The surveillance staff published final rules amending large trader reporting requirements, particularly the identification of large trader accounts, and is in the process of redesigning the large trader reporting system.

Surveillance staff continued to monitor and review margin levels for stock index futures and option contracts. The staff also prepared material for the annual report to the Federal Reserve Board on the Commission's exercise of this delegated margin authority.

Market Research

The market research section conducts research on major policy issues facing the Commission, assesses the economic impact of CFTC regulatory changes on the futures markets and other sectors of the economy, participates in the development of Commission rulemakings, provides expert economic support and advice to other Commission divisions, and conducts special market studies and evaluations.

During FY 1996, staff provided critical technical support for the assessment of exchange audit trail systems undertaken by the Commission in FY 1995. As members of the Commission's off- exchange task force, research staff were active in the economic analysis of newly-developed derivative instruments to the extent that such instruments raised questions of regulatory jurisdiction. Also, staff provided analytic support to the Division of Trading and Markets in their administration of new risk assessment rules.

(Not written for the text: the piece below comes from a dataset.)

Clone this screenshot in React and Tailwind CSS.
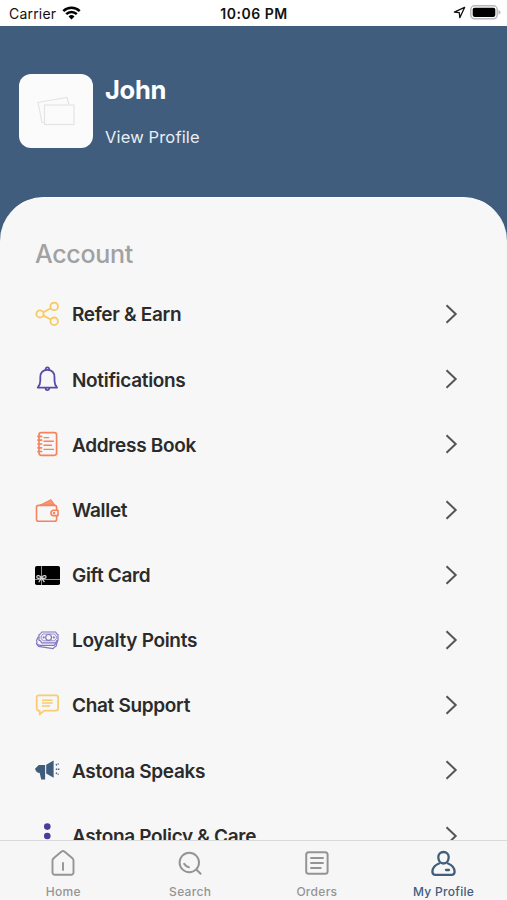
import { useState } from "react";

function ShareIcon() {
  return (
    <svg width="26" height="26" viewBox="0 0 26 26" fill="none" stroke="#f8ca62" strokeWidth="1.8">
      <circle cx="6" cy="12.9" r="3.6" />
      <circle cx="20.2" cy="5.4" r="3.8" />
      <circle cx="20.2" cy="20.3" r="3.8" />
      <path d="M9.3 11.2l7.5-3.9M9.3 14.6l7.5 3.9" />
    </svg>
  );
}

function BellIcon() {
  return (
    <svg width="26" height="26" viewBox="0 0 26 26" fill="none" stroke="#594aa8" strokeWidth="1.8" strokeLinejoin="round" strokeLinecap="round">
      <path d="M3.7 21.6c2.2-2.2 2.6-3.8 2.6-6.8v-3.4c0-4.8 2.6-7.6 7.1-7.6s7.1 2.800 7.100 7.600v3.400c0 3 .4 4.600 2.600 6.800z" />
      <path d="M11.800 3.600a1.700 1.700 0 1 1 3.200 0M11.600 22.300a1.800 1.800 0 0 0 3.600 0" />
    </svg>
  );
}

function BookIcon() {
  return (
    <svg width="26" height="26" viewBox="0 0 26 26" fill="none" stroke="#f4845d" strokeWidth="1.7" strokeLinecap="round">
      <rect x="5" y="1.7" width="17.6" height="22.6" rx="2.2" />
      <path d="M4 5.4h3.600M4 9.200h3.600M4 13h3.600M4 16.800h3.600M4 20.500h3.600" />
      <path d="M10 6.600h4.600M10 10.300h9.400M10 14.300h7.400M10 18.400h9.400" strokeWidth="1.4" />
    </svg>
  );
}

function WalletIcon() {
  return (
    <svg width="26" height="26" viewBox="0 0 26 26" fill="none" stroke="#f4845d" strokeWidth="1.600" strokeLinejoin="round">
      <path d="M6 8.200L17 2.600l4 5.600z" fill="#f4845d" fillOpacity="0.85" strokeWidth="1" />
      <path d="M22.600 13.200V10.400a2 2 0 0 0-2-2H4.500a2 2 0 0 0-2 2v11.800a2 2 0 0 0 2 2h16.100a2 2 0 0 0 2-2v-3.400" />
      <path d="M19.600 13.300h4.400v5.300h-4.400a2.650 2.650 0 0 1 0-5.300z" />
      <circle cx="20" cy="16" r="0.500" />
    </svg>
  );
}

function GiftCardIcon() {
  return (
    <svg width="26" height="26" viewBox="0 0 26 26" fill="none" stroke="#d9d9d9" strokeWidth="1.200">
      <rect x="1" y="4" width="25" height="19" rx="1.800" fill="#000" stroke="none" />
      <path d="M7.500 4v19M1 17.500h25" stroke="#8d8d8d" strokeWidth="1" />
      <path d="M7.200 15.600c-1.200-2.400-4.400-2.700-4.400-.7 0 1.800 2.700 1.800 4.400.7zM7.600 15.600c1.200-2.400 4.400-2.700 4.400-.7 0 1.800-2.700 1.800-4.400.7zM7.200 16.200l-2.400 4M7.800 16.200l2.600 4" />
    </svg>
  );
}

function LoyaltyIcon() {
  return (
    <svg width="26" height="26" viewBox="0 0 26 26" fill="none" stroke="#8075c2" strokeWidth="1.200" strokeLinejoin="round">
      <path d="M7.600 5h14.200c.2 1.500 1 2.400 2.200 2.600v5.600c-1.200.2-2 1.100-2.200 2.600H7.600c-.3-1.500-1.100-2.400-2.600-2.600V7.600C6.500 7.400 7.300 6.500 7.600 5z" />
      <path d="M9 7h11.600c.3 1 .9 1.600 1.700 1.900v3c-.8.300-1.400.9-1.700 1.900H9c-.3-1-.9-1.600-1.900-1.900v-3C8.100 8.600 8.700 8 9 7z" strokeWidth="0.800" />
      <circle cx="14.600" cy="10.400" r="2.900" />
      <circle cx="9.700" cy="10.400" r="0.500" />
      <circle cx="19.800" cy="10.400" r="0.500" />
      <path d="M4.500 9.500l-2 4c.8 1 .8 2-.1 3.400l3.300 1.400h14.500c.8-1.700 1.300-2.200 2.900-2.500l.5-2.500" />
      <path d="M3 17.500l1.500 1.900 14.600 2.200c1-1.500 1.500-2 2.900-2.200l.8-3" />
    </svg>
  );
}

function ChatIcon() {
  return (
    <svg width="26" height="26" viewBox="0 0 26 26" fill="none" stroke="#f8cc70" strokeWidth="1.800" strokeLinejoin="round">
      <path d="M4.700 3.300h17.400a2 2 0 0 1 2 2v11.300a2 2 0 0 1-2 2H10.200l-4.500 3.800v-3.800h-1a2 2 0 0 1-2-2V5.300a2 2 0 0 1 2-2z" />
      <path d="M8 8.200h10.600M8 11.100h10.600M8 14h8" strokeWidth="1.500" />
    </svg>
  );
}

function SpeakerIcon() {
  return (
    <svg width="26" height="26" viewBox="0 0 26 26" fill="#405c7d">
      <path d="M1 11.800L4.800 8h6.300v14.400H7.200l-1.500-6.300C3.400 15.800 2 14.800 1 11.800z" />
      <path d="M12.200 7.700l7.400-4.200v17.300l-7.400-4.400z" />
      <path d="M21.800 8.200l2.800-1.600M21.800 12.200h3.600M21.800 15.900l2.800 1.600" stroke="#405c7d" strokeWidth="1.400" strokeDasharray="1.500 0.800" />
    </svg>
  );
}

function DotsIcon() {
  return (
    <svg width="26" height="26" viewBox="0 0 26 26" fill="#4b3b9c">
      <circle cx="13.300" cy="3.600" r="3.300" />
      <circle cx="13.300" cy="13" r="3.300" />
      <circle cx="13.300" cy="22.400" r="3.300" />
    </svg>
  );
}

function HomeIcon() {
  return (
    <svg width="28" height="28" viewBox="0 0 28 28" fill="none" stroke="currentColor" strokeWidth="1.900" strokeLinejoin="round" strokeLinecap="round">
      <path d="M3.500 11.500c0-1 .4-1.700 1.100-2.300l8-6.600a2.100 2.100 0 0 1 2.800 0l8 6.600c.7.600 1.100 1.300 1.100 2.300v12a2.300 2.300 0 0 1-2.300 2.300H5.800a2.300 2.300 0 0 1-2.300-2.300z" />
      <path d="M14 14v7" />
    </svg>
  );
}

function SearchIcon() {
  return (
    <svg width="28" height="28" viewBox="0 0 28 28" fill="none" stroke="currentColor" strokeWidth="2" strokeLinecap="round">
      <circle cx="13.300" cy="13.500" r="9.700" />
      <path d="M20.300 20.500l4.300 4.200M8.200 14.900c1.200 1.800 2.600 2.900 4.700 3.400" />
    </svg>
  );
}

function OrdersIcon() {
  return (
    <svg width="28" height="28" viewBox="0 0 28 28" fill="none" stroke="currentColor" strokeWidth="2" strokeLinecap="round">
      <rect x="3.200" y="3.300" width="21.400" height="21.400" rx="2.500" />
      <path d="M8 9h12M8 14h12M8 19h9.800" strokeWidth="1.900" />
    </svg>
  );
}

function ProfileIcon() {
  return (
    <svg width="28" height="28" viewBox="0 0 28 28" fill="none" stroke="currentColor" strokeWidth="2.300" strokeLinecap="round" strokeLinejoin="round">
      <path d="M13.500 3c3.200 0 5.200 2.200 5.200 5.100 0 3.500-2 6.400-5.200 6.400s-5.200-2.900-5.200-6.400C8.300 5.200 10.300 3 13.500 3z" />
      <path d="M9 14.500c-3.900 1.500-6.600 4.300-6.600 8.300 0 2 1 3 3 3h16.200c2 0 3-1 3-3 0-4-2.700-6.800-6.600-8.300" />
      <path d="M16 21h3" />
    </svg>
  );
}

const menu = [
  { label: "Refer & Earn", icon: ShareIcon },
  { label: "Notifications", icon: BellIcon },
  { label: "Address Book", icon: BookIcon },
  { label: "Wallet", icon: WalletIcon },
  { label: "Gift Card", icon: GiftCardIcon },
  { label: "Loyalty Points", icon: LoyaltyIcon },
  { label: "Chat Support", icon: ChatIcon },
  { label: "Astona Speaks", icon: SpeakerIcon },
  { label: "Astona Policy & Care", icon: DotsIcon },
];

const tabs = [
  { label: "Home", icon: HomeIcon },
  { label: "Search", icon: SearchIcon },
  { label: "Orders", icon: OrdersIcon },
  { label: "My Profile", icon: ProfileIcon },
];

function StatusBar() {
  return (
    <div className="h-[25.5px] shrink-0 bg-white text-[#111] grid grid-cols-3 items-center pl-[9px] pr-[6px] text-[14px]">
      <div className="flex items-center gap-[6px] pt-px">
        <span className="tracking-[0.2px]">Carrier</span>
        <svg width="19" height="14" viewBox="0 0 19 14" fill="none" stroke="#000" strokeWidth="2.500">
          <path d="M1.300 5.200a11.600 11.600 0 0 1 16.400 0M4.200 8.200a7.500 7.500 0 0 1 10.600 0" />
          <path d="M9.500 13.500L6.500 10.400a4.300 4.300 0 0 1 6 0z" fill="#000" stroke="none" />
        </svg>
      </div>
      <div className="text-center font-semibold tracking-[0.5px] pt-[2px] pr-[2px] whitespace-nowrap">10:06 PM</div>
      <div className="flex items-center justify-end gap-[4px]">
        <svg width="13" height="13" viewBox="0 0 13 13" fill="none" stroke="#111" strokeWidth="1.300" strokeLinejoin="round">
          <path d="M11.600 1.400L1.300 6.100l5 .6.500 5z" />
        </svg>
        <svg width="31" height="15" viewBox="0 0 31 15">
          <rect x="0.800" y="0.800" width="26.400" height="13" rx="3.800" fill="#fff" stroke="#b8b8b8" strokeWidth="1.500" />
          <rect x="2.700" y="2.700" width="22.600" height="9.200" rx="1.800" fill="#000" />
          <path d="M28.500 5v4.600c1.300-.4 2-1.200 2-2.300s-.7-1.900-2-2.300z" fill="#b8b8b8" />
        </svg>
      </div>
    </div>
  );
}

function App() {
  const [active, setActive] = useState("My Profile");

  return (
    <div className="w-[507px] h-[900px] overflow-hidden flex flex-col bg-[#405d7d] font-['Inter','Liberation_Sans',sans-serif]">
      <StatusBar />

      {/* Profile header */}
      <div className="h-[171px] shrink-0 flex items-start gap-[12px] pl-[19px] pt-[48.5px] text-white">
        <div className="w-[74px] h-[74px] rounded-[12px] bg-[#fbfbfb] flex items-center justify-center">
          <svg width="38" height="30" viewBox="0 0 38 30" fill="#fbfbfb" stroke="#e4e4e4" strokeWidth="1.200">
            <path d="M1 6.500L30 1.500l2 7v18H5z" />
            <rect x="7.500" y="9" width="29.500" height="19.500" />
          </svg>
        </div>
        <div>
          <div className="text-[25.5px] leading-[32px] font-bold tracking-[-0.300px]">John</div>
          <div className="mt-[20px] text-[16.500px] leading-[22px] tracking-[0.150px] text-[#e9eef5]">View Profile</div>
        </div>
      </div>

      {/* Menu */}
      <div className="flex-1 min-h-0 overflow-hidden rounded-t-[44px] bg-[#f7f7f7] border-t border-white pt-[40px]">
        <h2 className="pl-[35px] text-[25px] leading-[32px] tracking-[-0.300px] font-medium text-[#a1a1a1]">Account</h2>
        <ul className="mt-[12px]">
          {menu.map(({ label, icon: Icon }) => (
            <li key={label} className="h-[65.200px] flex items-center pl-[34px] pr-[49px]">
              <Icon />
              <span className="ml-[12px] flex-1 pt-[3px] text-[19px] font-semibold tracking-[-0.320px] text-[#2b2b2b]">{label}</span>
              <svg width="14" height="20" viewBox="0 0 14 20" fill="none" stroke="#555" strokeWidth="2">
                <path d="M2.500 1.200L11.700 10l-9.200 8.800" />
              </svg>
            </li>
          ))}
        </ul>
      </div>

      {/* Bottom tabs */}
      <div className="h-[60px] shrink-0 grid grid-cols-4 bg-[#f6f6f7] border-t border-[#dadadb]">
        {tabs.map(({ label, icon: Icon }) => (
          <button
            key={label}
            onClick={() => setActive(label)}
            className={`flex flex-col items-center pt-[8px] ${active === label ? "text-[#405d7d]" : "text-[#949494]"}`}
          >
            <Icon />
            <span className="mt-[6px] pt-px text-[12px] leading-[16px] tracking-[0.300px] font-medium">{label}</span>
          </button>
        ))}
      </div>
    </div>
  );
}

export default App;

The research section made significant contributions to several Commission enforcement efforts involving various types of derivative instruments. The research staff also provided support in several cases involving the alleged sale of illegal off- exchange futures.

In addition, the research staff examined economic issues relating to exchange-proposed amendments to various futures and option contracts, and conducted an analysis of the potential hedging uses of several newly-proposed futures contracts.